Next month I’ll be 40.
When I first came to Bolivia nearly 15 years ago, in my mid-20s, one of the challenges I used to face – one lots of missioners, Peace Corps volunteers, and other do-gooders face – was being placed on a pedestal by my friends back home. They would talk about me like I was some kind of saintly hero. Lately, I’ve noticed this doesn’t happen so much anymore. And that’s great.
The language missioners use to describe why we do what we do often involves the idea of “being called.” In my experience, this calling doesn’t mean a person was out for a jog one morning when a neighbor’s azalea spontaneously combusted and a voice from the sky said, “Fill out the Lay Missioners’ inquiry form on page 29 of this month’s Maryknoll Magazine.” It means we feel naturally drawn to the life and work of an overseas missioner, likely as an outgrowth of both a particular kind of personality and a particular set of faith-based motivating values. For a Peace Corps volunteer or an employee of USAID, the motivation may be somewhat different, and the values may be secular ones, but the sense of being drawn to the work is similar.
So, this is the work we want to do. It’s exciting and interesting and fulfilling to us. I’ve talked to a lot of missioners who echo my own experience of feeling like a bit of a fraud when friends are so quick to praise us, because more than anything, we feel privileged and grateful to be able to live out such a rewarding vocation, and as individuals we rarely feel worthy of it. We certainly don’t do it as a form of penance, nor does it feel like a great sacrifice.
Sure, there are elements that are difficult, as there are with all jobs. Missing family and friends is chief among these. And being held up as something special only seems to exacerbate feelings of distance and isolation. I think that’s a big piece of why it feels so uncomfortable to be placed on a pedestal by friends who say, “You’re such a good person for doing what you do,” or, worse, “I don’t do anything meaningful or interesting compared to you.” Being abroad, especially in the days before widespread email and social networking, I found this particularly bothersome when it came in the form of an excuse for not responding to the letters I would write to friends back home.
“I love reading all about your adventures in Bolivia. But you don’t want to hear about my boring life and meaningless job here,” they might finally scribble. “Yes I do!” I’d think. “I’m dying to! Tell me all about it! I’m 25 and my night life consists of going out to a bar once every month or two, and most of my friends are aging priests and nuns! Tell me about the newest club and who you’re dating and what a jerk your boss is!”
But even more, I liked it when people told me about the things that mattered most to them. Because of course, big things mattered as much to them as they did to me. I often feel I’m just not as good at keeping those big things in the mix of my life if I don’t set things up so as to always have them front-and-center.
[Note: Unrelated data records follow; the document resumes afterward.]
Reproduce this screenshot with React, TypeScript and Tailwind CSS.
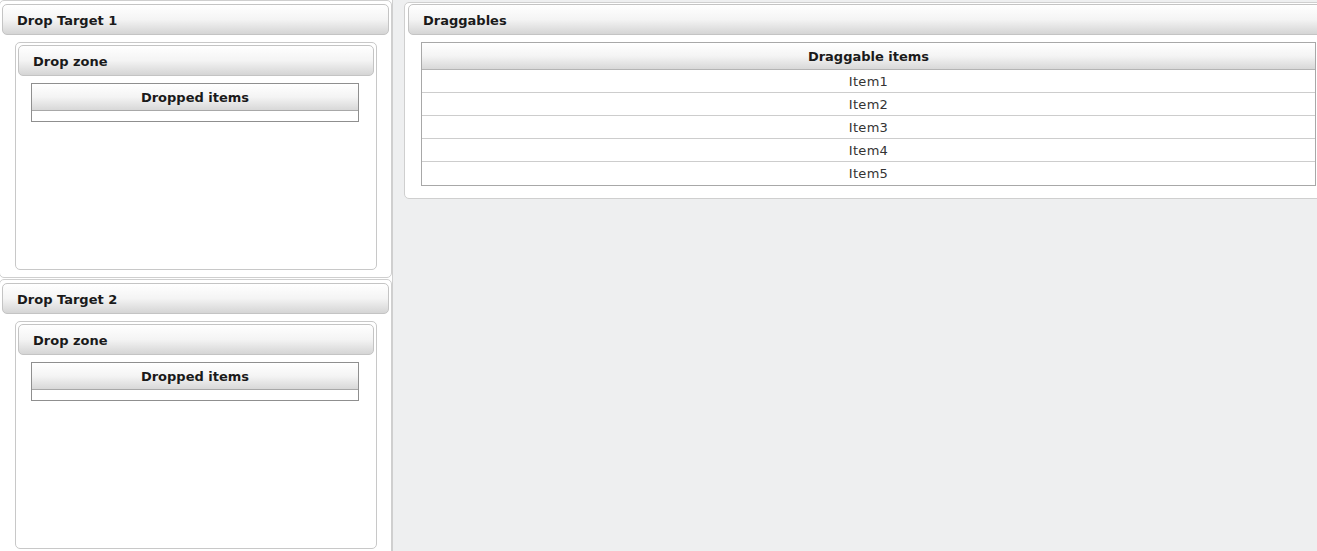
const font = { fontFamily: '"DejaVu Sans", Verdana, sans-serif' }

function Header({ title, className = '' }: { title: string; className?: string }) {
  return (
    <div
      className={`h-[31px] flex items-center pt-[2px] rounded-[5px] border border-[#c4c4c4] bg-gradient-to-b from-white via-[#f4f4f4] to-[#d5d5d5] text-[13px] font-bold text-[#1a1a1a] ${className}`}
    >
      {title}
    </div>
  )
}

function DropTarget({ title }: { title: string }) {
  return (
    <div className="h-[278px] shrink-0 border border-[#cfcfcf] rounded-[5px] -ml-px bg-white pt-[3px] pl-[2px] pr-[2px]">
      <Header title={title} className="pl-[14px]" />
      <div className="mt-[7px] ml-[13px] mr-[12px] h-[228px] border border-[#c8c8c8] rounded-[5px] p-[2px]">
        <Header title="Drop zone" className="pl-[14px]" />
        <div className="mt-[7px] ml-[13px] mr-[15px] border border-[#8f8f8f]">
          <div className="h-[27px] flex items-center justify-center pt-[2px] bg-gradient-to-b from-white via-[#f4f4f4] to-[#d8d8d8] border-b border-[#a8a8a8] text-[13px] font-bold text-[#1a1a1a]">
            Dropped items
          </div>
          <div className="h-[10px] bg-white" />
        </div>
      </div>
    </div>
  )
}

export default function App() {
  const items = ['Item1', 'Item2', 'Item3', 'Item4', 'Item5']
  return (
    <div className="flex h-[551px] w-[1317px] overflow-hidden bg-[#eeeff0]" style={font}>
      <div className="w-[393px] shrink-0 bg-white border-r border-[#cfcfcf] flex flex-col gap-[1px]">
        <DropTarget title="Drop Target 1" />
        <DropTarget title="Drop Target 2" />
      </div>
      <div className="flex-1 pl-[11px] pt-[2px] min-w-0">
        <div className="w-[940px] h-[197px] border border-[#cfcfcf] rounded-[5px] bg-white pt-[1px] pl-[3px]">
          <Header title="Draggables" className="pl-[14px]" />
          <div className="mt-[7px] ml-[13px] w-[895px] border border-[#a8a8a8]">
            <div className="h-[27px] flex items-center justify-center pt-[2px] bg-gradient-to-b from-white via-[#f4f4f4] to-[#d8d8d8] border-b border-[#b4b4b4] text-[13px] font-bold text-[#1a1a1a]">
              Draggable items
            </div>
            {items.map((item, i) => (
              <div
                key={item}
                className={`h-[23px] flex items-center justify-center pt-[1px] bg-white text-[13px] tracking-[0.3px] text-[#333] ${i < items.length - 1 ? 'border-b border-[#cdcdcd]' : ''}`}
              >
                {item}
              </div>
            ))}
          </div>
        </div>
      </div>
    </div>
  )
}
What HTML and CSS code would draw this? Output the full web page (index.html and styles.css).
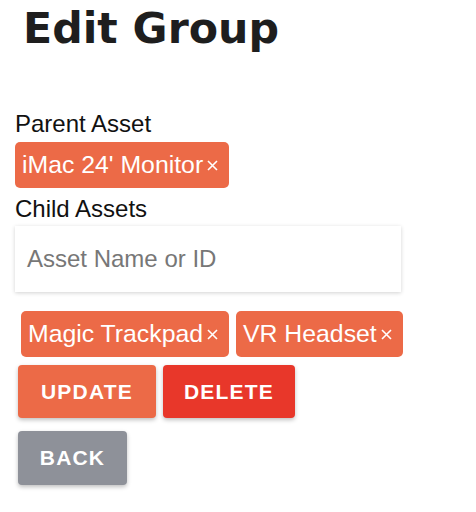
FILE: index.html
```html
<!DOCTYPE html>
<html>
<head>
<meta charset="utf-8">
<link rel="stylesheet" href="styles.css">
</head>
<body>
<div class="page">
  <h1 class="title">Edit Group</h1>
  <div class="form">
    <div class="label">Parent Asset</div>
    <div class="chips">
      <span class="chip">iMac 24' Monitor<svg class="x" viewBox="0 0 11 11"><path d="M1 1L10 10M10 1L1 10"/></svg></span>
    </div>
    <div class="label">Child Assets</div>
    <div class="input">Asset Name or ID</div>
    <div class="chips child">
      <span class="chip">Magic Trackpad<svg class="x" viewBox="0 0 11 11"><path d="M1 1L10 10M10 1L1 10"/></svg></span>
      <span class="chip">VR Headset<svg class="x" viewBox="0 0 11 11"><path d="M1 1L10 10M10 1L1 10"/></svg></span>
    </div>
    <div class="actions">
      <button class="btn update">UPDATE</button>
      <button class="btn delete">DELETE</button>
    </div>
    <div class="actions back-row">
      <button class="btn back">BACK</button>
    </div>
  </div>
</div>
</body>
</html>
```
FILE: styles.css
```css
html, body {
  margin: 0;
  padding: 0;
  background: #fff;
}
.page {
  width: 476px;
  height: 512px;
  font-family: "Liberation Sans", Arial, sans-serif;
}
.title {
  margin: 0;
  padding: 2px 0 0 23px;
  font-family: "DejaVu Sans", sans-serif;
  font-weight: 700;
  font-size: 42.7px;
  line-height: 52px;
  color: #1e1e1e;
  letter-spacing: 0;
}
.form {
  padding: 56px 0 0 15px;
  display: flex;
  flex-direction: column;
  align-items: flex-start;
}
.label {
  font-size: 24px;
  line-height: 28px;
  color: #111;
}
.chips {
  display: flex;
  gap: 7px;
  margin: 4px 0 7px 0;
}
.chip {
  display: inline-flex;
  align-items: center;
  height: 46px;
  padding: 0 11px 0 7px;
  background: #ec6a47;
  color: #fff;
  font-size: 24.8px;
  border-radius: 5px;
}
.chip .x {
  width: 11px;
  height: 11px;
  margin-left: 4px;
  margin-top: 1px;
  stroke: #fff;
  stroke-width: 1.6;
  fill: none;
}
.input {
  margin-top: 3px;
  box-sizing: border-box;
  width: 386px;
  height: 66px;
  padding: 0 12px;
  display: flex;
  align-items: center;
  font-size: 24px;
  color: #777;
  background: #fff;
  box-shadow: 0 1px 4px rgba(0,0,0,0.18);
}
.chips.child {
  margin: 19px 0 0 6px;
}
.actions {
  display: flex;
  gap: 7px;
  margin: 8px 0 0 3px;
}
.back-row {
  margin-top: 13px;
}
.btn {
  border: none;
  height: 53px;
  border-radius: 4px;
  color: #fff;
  font-family: "Liberation Sans", Arial, sans-serif;
  font-weight: 700;
  font-size: 21px;
  letter-spacing: 1.2px;
  box-shadow: 0 2px 4px rgba(0,0,0,0.25);
  padding: 0;
}
.update {
  width: 138px;
  background: #ec6a47;
}
.delete {
  width: 132px;
  background: #e8372a;
}
.back {
  width: 109px;
  height: 54px;
  background: #8e9199;
}
```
I’m able to be compassionate and politically engaged and faith-centered in large part because I’ve literally made that my job. But I fear if I were working for a profit-based company somewhere, I’d find it hard to keep connected to those interests.
Now, though, I find myself hurtling into middle age. I have a wife and two kids. I’m in Bolivia, doing mission work, and many of my friends are back in the U.S. working corporate jobs. But they, too, are married and raising kids. And so now, we talk about that. And I’ve noticed something: nobody thinks their own families are boring and meaningless. They know as well as I do that we’re both struggling to live out our most deeply held values in a challenging and precarious world, and that raising our children and loving our spouses is the most important work we ever could have taken on. And friends without spouses or children are really no different. We have all had time to find what matters most to us. It may or may not involve work. We have reflected on what we want out of life, what kind of people we want to be, what we believe. And so we have plenty to talk about. My stories about Bolivian prisons and being tear-gassed in street protests may still be among the more exotic cocktail party anecdotes, but what we really all want to talk about is our kid’s loose tooth or a parent’s health problems or how to end the wars or a friend who lost her job and may or may not keep her home.
People still admire the work I do. And that, in and of itself, doesn’t bother me. I do it because many of my heroes are missioners and I find what they do and what I strive to do important and worthwhile. But sometimes I wish that, when I set off on my career path, I’d had the foresight to appreciate how important providing for my own family would become. I look at friends who are incredibly good people, are raising beautiful happy families, do worthwhile and ethical work selling things or providing services that people need, are planting gardens and participating in the PTA and making financial donations that render the work I do possible, and have also managed to own a home and save for their retirement and their kids’ education, and whatever little part of me might have been secretly clinging to the old pedestal quickly lets it go.

2 comments:
Thanks for this post, Dan. Thoroughly enjoyed it.
I am so happily less ambitious work-wise than I was in my 20s. Maybe this will change when my kiddos get somewhat older and parenting is less intense (does that ever happen?) but in my 40s, I like the work I do (mostly) but it certainly is not the thing that drives me at all. I do like being able to pull out "when I was in the Peace Corps" at times, but that was in another act in my life. There will be more acts down the road too. But right now it is about raising my boys and loving my guy. And I honestly don't aspire to anyone else's life but my own (even on days when I feel less-than-thrilled about constantly meeting others' needs)....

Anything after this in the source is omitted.